In December 2007, Temple-Inland's two wholly-owned special purpose entities borrowed $2.1 billion shown in Nonrecourse financial liabilities of special purpose entities. The loans are repayable in 2027 and are secured only by the $2.4 billion of notes and the irrevocable letters of credit securing the notes and are nonrecourse to us. The loan agreements provide that if a credit rating of any of the banks issuing the letters of credit is downgraded below the specified threshold, the letters of credit issued by that bank must be replaced within 30 days with letters of credit from another qualifying financial institution. As of December 31, 2017 and 2016, the fair value of this debt was $2.1 billion for both the years ended 2017 and 2016. This debt is classified as Level 2 within the fair value hierarchy, which is further defined in Note 14.

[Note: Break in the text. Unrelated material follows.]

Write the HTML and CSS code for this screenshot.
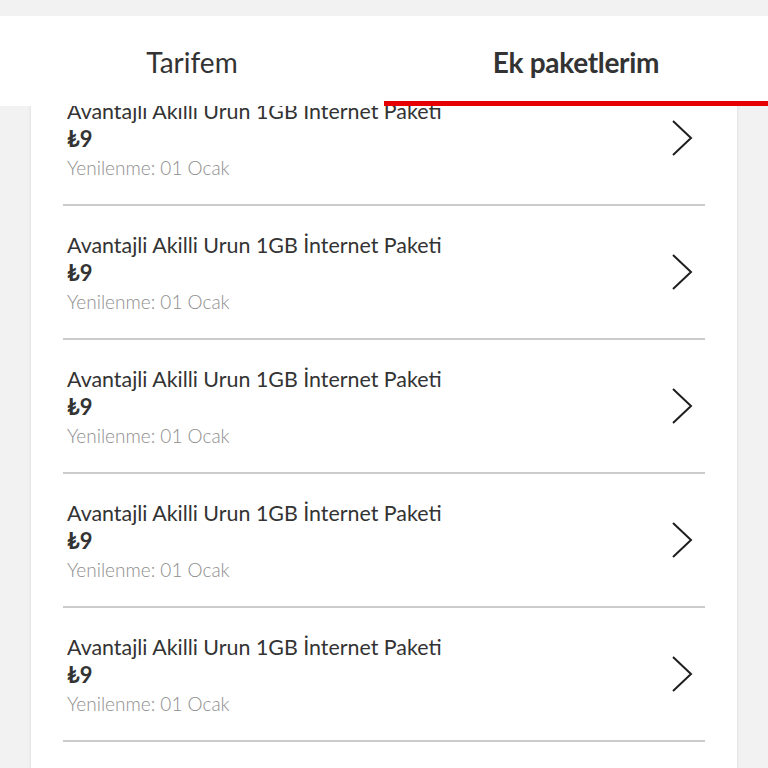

Activity between the Company and the 2007 financing entities was as follows:
In millions
2017
2016
2015
Revenue (a)
$
49

$
37

$
27

Expense (b)
48

37

27

Cash receipts (c)
28

15

7

Cash payments (d)
39

27

18


(a)
The revenue is included in Interest expense, net in the accompanying consolidated statement of operations and includes approximately $19 million for the years ended December 31, 2017, 2016 and 2015, respectively, of accretion income for the amortization of the purchase accounting adjustment on the Financial assets of special purpose entities.
(b) The expense is included in Interest expense, net in the accompanying consolidated statement of operations and includes approximately $7 million for the years ended December 31, 2017, 2016 and 2015, respectively, of accretion expense for the amortization of the purchase accounting adjustment on the Nonrecourse financial liabilities of special purpose entities.
(c) The cash receipts are interest received on the Financial assets of special purpose entities.
(d) The cash payments are interest paid on Nonrecourse financial liabilities of special purpose entities.